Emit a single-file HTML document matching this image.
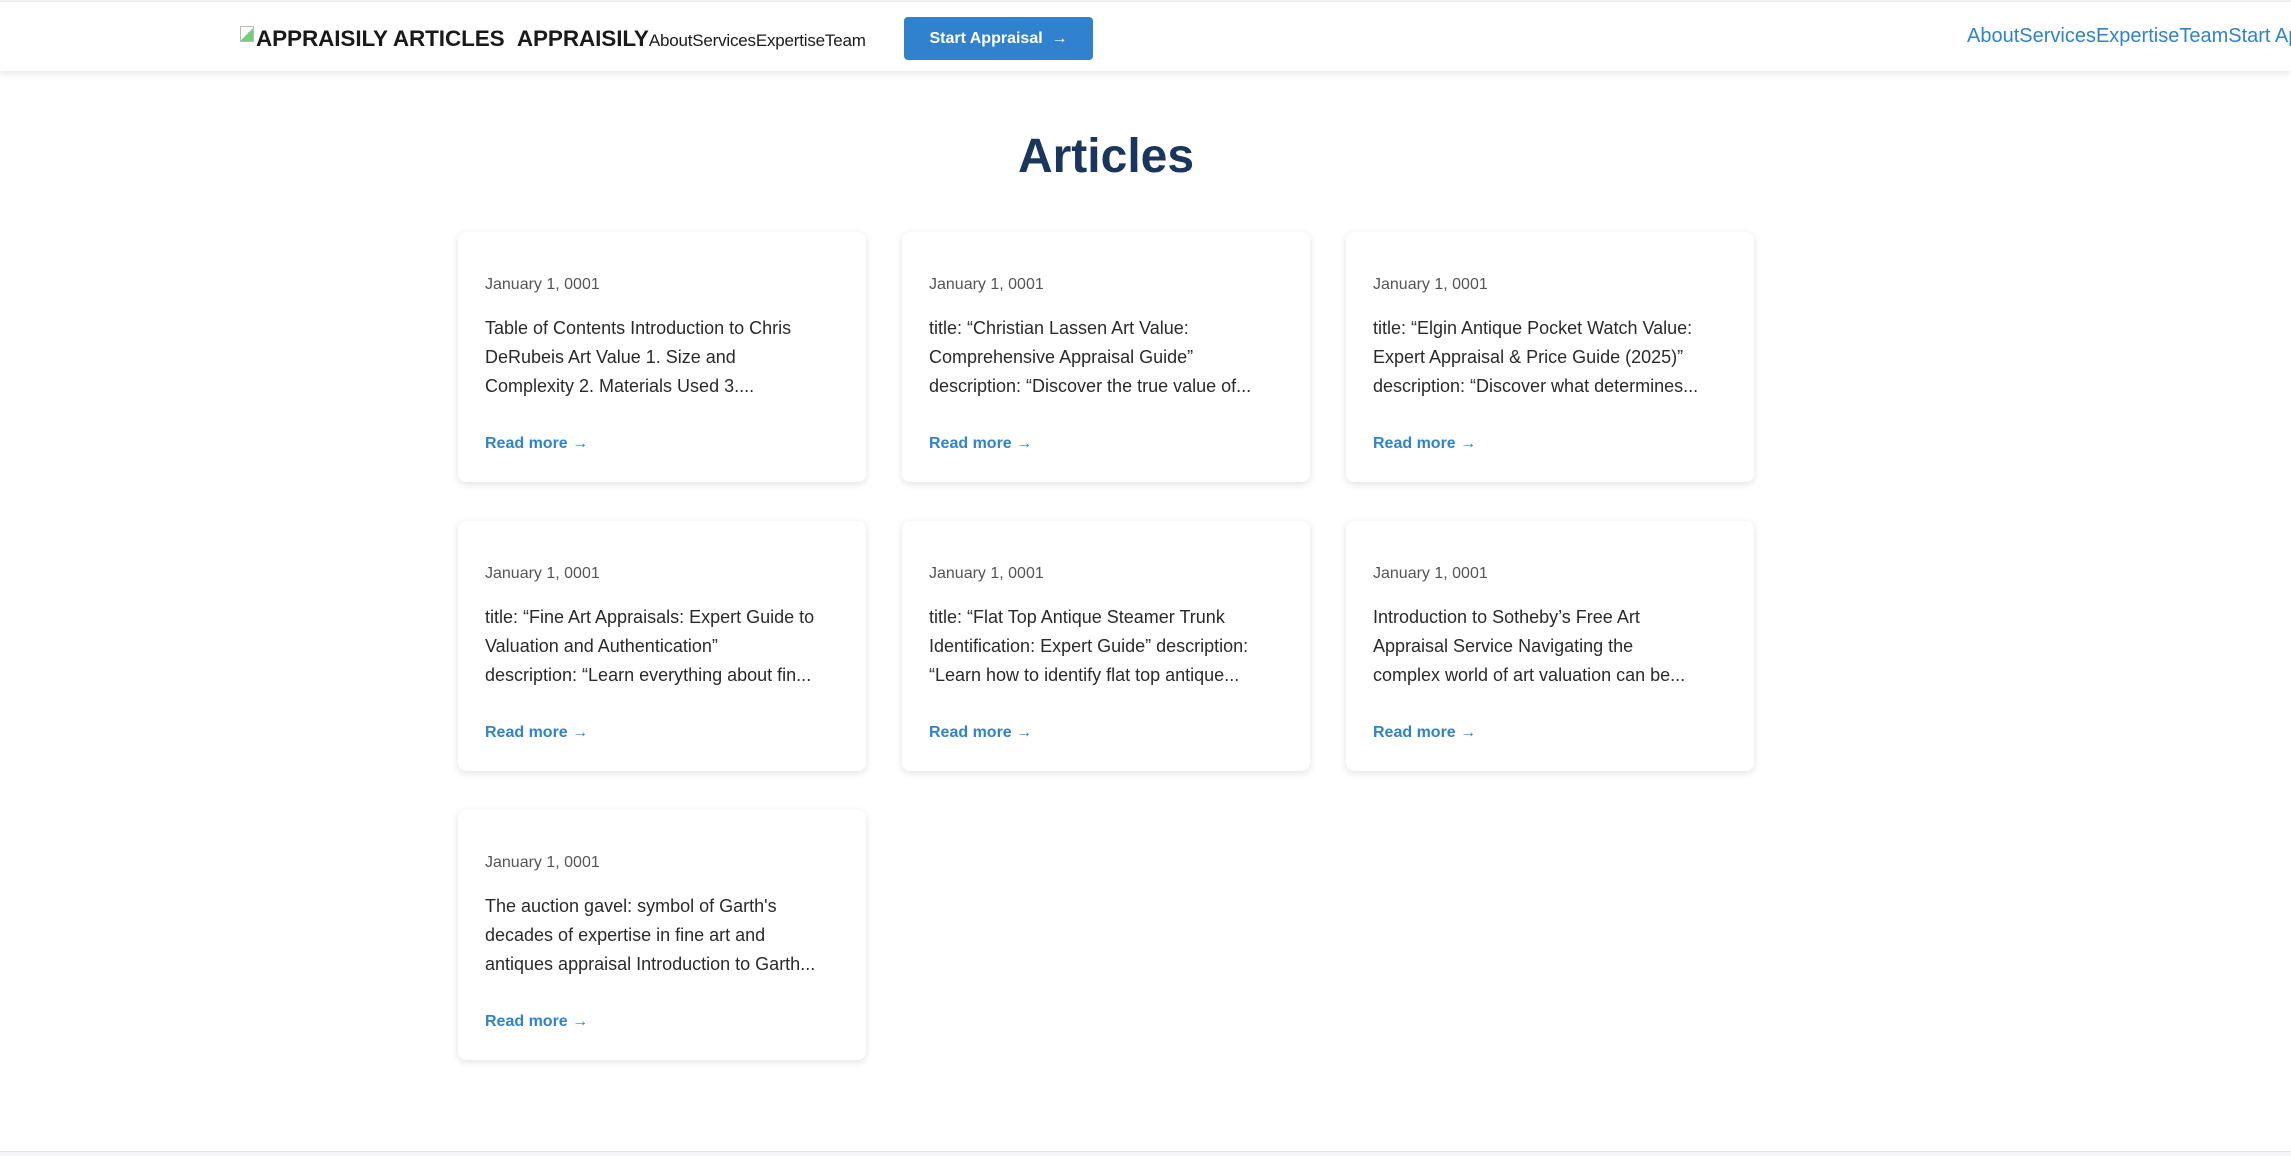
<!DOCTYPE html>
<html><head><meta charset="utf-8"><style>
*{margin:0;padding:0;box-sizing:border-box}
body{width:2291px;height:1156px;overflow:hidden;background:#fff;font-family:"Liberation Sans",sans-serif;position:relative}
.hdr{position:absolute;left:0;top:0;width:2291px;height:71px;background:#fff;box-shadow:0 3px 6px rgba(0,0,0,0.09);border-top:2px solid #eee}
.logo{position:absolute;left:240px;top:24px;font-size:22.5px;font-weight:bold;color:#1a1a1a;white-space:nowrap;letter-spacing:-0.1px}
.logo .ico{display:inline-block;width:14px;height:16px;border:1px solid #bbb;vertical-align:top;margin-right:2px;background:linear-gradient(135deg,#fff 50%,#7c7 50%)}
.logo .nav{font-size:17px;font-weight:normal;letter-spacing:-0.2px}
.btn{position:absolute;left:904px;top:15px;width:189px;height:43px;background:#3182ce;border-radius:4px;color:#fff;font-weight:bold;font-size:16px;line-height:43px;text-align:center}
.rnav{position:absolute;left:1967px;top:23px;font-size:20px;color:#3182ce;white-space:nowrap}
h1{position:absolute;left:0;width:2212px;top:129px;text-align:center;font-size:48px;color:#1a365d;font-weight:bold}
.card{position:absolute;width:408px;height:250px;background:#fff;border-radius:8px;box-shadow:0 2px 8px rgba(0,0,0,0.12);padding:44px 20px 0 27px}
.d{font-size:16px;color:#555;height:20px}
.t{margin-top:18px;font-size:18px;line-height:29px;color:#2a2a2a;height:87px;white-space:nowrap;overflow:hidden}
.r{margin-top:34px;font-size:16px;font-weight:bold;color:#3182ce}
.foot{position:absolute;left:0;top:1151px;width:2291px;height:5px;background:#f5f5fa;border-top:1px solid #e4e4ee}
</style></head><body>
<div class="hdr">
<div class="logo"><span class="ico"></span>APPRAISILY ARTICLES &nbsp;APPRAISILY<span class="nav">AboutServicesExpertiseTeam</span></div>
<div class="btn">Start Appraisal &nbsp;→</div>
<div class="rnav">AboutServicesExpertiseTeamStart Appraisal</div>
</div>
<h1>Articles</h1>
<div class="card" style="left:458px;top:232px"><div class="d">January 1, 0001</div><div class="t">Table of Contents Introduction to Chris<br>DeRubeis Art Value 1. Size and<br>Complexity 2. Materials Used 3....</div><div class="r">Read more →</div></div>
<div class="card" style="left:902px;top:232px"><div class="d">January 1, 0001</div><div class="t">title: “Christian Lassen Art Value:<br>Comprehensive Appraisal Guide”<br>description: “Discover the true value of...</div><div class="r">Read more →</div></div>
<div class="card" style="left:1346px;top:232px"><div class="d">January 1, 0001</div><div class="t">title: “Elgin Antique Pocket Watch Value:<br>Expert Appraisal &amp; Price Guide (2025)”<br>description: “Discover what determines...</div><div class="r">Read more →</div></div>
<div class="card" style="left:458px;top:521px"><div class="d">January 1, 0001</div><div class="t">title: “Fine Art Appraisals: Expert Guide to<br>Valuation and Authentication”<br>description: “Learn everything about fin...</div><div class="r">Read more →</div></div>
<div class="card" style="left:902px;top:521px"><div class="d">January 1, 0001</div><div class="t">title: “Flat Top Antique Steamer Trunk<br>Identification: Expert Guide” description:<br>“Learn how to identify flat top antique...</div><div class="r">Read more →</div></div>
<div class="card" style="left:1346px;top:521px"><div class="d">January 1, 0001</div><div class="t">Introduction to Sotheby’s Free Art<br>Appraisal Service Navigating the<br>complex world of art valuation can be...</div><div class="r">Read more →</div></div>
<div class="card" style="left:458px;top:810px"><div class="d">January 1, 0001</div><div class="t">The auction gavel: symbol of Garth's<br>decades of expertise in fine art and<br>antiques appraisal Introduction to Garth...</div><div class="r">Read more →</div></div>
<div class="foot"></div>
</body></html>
---------------
■ WORK TO COMPLETE: Reproduce all of the data exactly; the pictures do not belong in the copy.

■ RESULT FOR THIS EXERCISE:
Emit a single-file HTML document matching this image.
<!DOCTYPE html>
<html><head><meta charset="utf-8"><style>
*{margin:0;padding:0;box-sizing:border-box}
body{width:2291px;height:1156px;overflow:hidden;background:#fff;font-family:"Liberation Sans",sans-serif;position:relative}
.hdr{position:absolute;left:0;top:0;width:2291px;height:71px;background:#fff;box-shadow:0 3px 6px rgba(0,0,0,0.09);border-top:2px solid #eee}
.logo{position:absolute;left:240px;top:24px;font-size:22.5px;font-weight:bold;color:#1a1a1a;white-space:nowrap;letter-spacing:-0.1px}
.logo .ico{display:inline-block;width:14px;height:16px;border:1px solid #bbb;vertical-align:top;margin-right:2px;background:linear-gradient(135deg,#fff 50%,#7c7 50%)}
.logo .nav{font-size:17px;font-weight:normal;letter-spacing:-0.2px}
.btn{position:absolute;left:904px;top:15px;width:189px;height:43px;background:#3182ce;border-radius:4px;color:#fff;font-weight:bold;font-size:16px;line-height:43px;text-align:center}
.rnav{position:absolute;left:1967px;top:23px;font-size:20px;color:#3182ce;white-space:nowrap}
h1{position:absolute;left:0;width:2212px;top:129px;text-align:center;font-size:48px;color:#1a365d;font-weight:bold}
.card{position:absolute;width:408px;height:250px;background:#fff;border-radius:8px;box-shadow:0 2px 8px rgba(0,0,0,0.12);padding:44px 20px 0 27px}
.d{font-size:16px;color:#555;height:20px}
.t{margin-top:18px;font-size:18px;line-height:29px;color:#2a2a2a;height:87px;white-space:nowrap;overflow:hidden}
.r{margin-top:34px;font-size:16px;font-weight:bold;color:#3182ce}
.foot{position:absolute;left:0;top:1151px;width:2291px;height:5px;background:#f5f5fa;border-top:1px solid #e4e4ee}
</style></head><body>
<div class="hdr">
<div class="logo"><span class="ico"></span>APPRAISILY ARTICLES &nbsp;APPRAISILY<span class="nav">AboutServicesExpertiseTeam</span></div>
<div class="btn">Start Appraisal &nbsp;→</div>
<div class="rnav">AboutServicesExpertiseTeamStart Appraisal</div>
</div>
<h1>Articles</h1>
<div class="card" style="left:458px;top:232px"><div class="d">January 1, 0001</div><div class="t">Table of Contents Introduction to Chris<br>DeRubeis Art Value 1. Size and<br>Complexity 2. Materials Used 3....</div><div class="r">Read more →</div></div>
<div class="card" style="left:902px;top:232px"><div class="d">January 1, 0001</div><div class="t">title: “Christian Lassen Art Value:<br>Comprehensive Appraisal Guide”<br>description: “Discover the true value of...</div><div class="r">Read more →</div></div>
<div class="card" style="left:1346px;top:232px"><div class="d">January 1, 0001</div><div class="t">title: “Elgin Antique Pocket Watch Value:<br>Expert Appraisal &amp; Price Guide (2025)”<br>description: “Discover what determines...</div><div class="r">Read more →</div></div>
<div class="card" style="left:458px;top:521px"><div class="d">January 1, 0001</div><div class="t">title: “Fine Art Appraisals: Expert Guide to<br>Valuation and Authentication”<br>description: “Learn everything about fin...</div><div class="r">Read more →</div></div>
<div class="card" style="left:902px;top:521px"><div class="d">January 1, 0001</div><div class="t">title: “Flat Top Antique Steamer Trunk<br>Identification: Expert Guide” description:<br>“Learn how to identify flat top antique...</div><div class="r">Read more →</div></div>
<div class="card" style="left:1346px;top:521px"><div class="d">January 1, 0001</div><div class="t">Introduction to Sotheby’s Free Art<br>Appraisal Service Navigating the<br>complex world of art valuation can be...</div><div class="r">Read more →</div></div>
<div class="card" style="left:458px;top:810px"><div class="d">January 1, 0001</div><div class="t">The auction gavel: symbol of Garth's<br>decades of expertise in fine art and<br>antiques appraisal Introduction to Garth...</div><div class="r">Read more →</div></div>
<div class="foot"></div>
</body></html>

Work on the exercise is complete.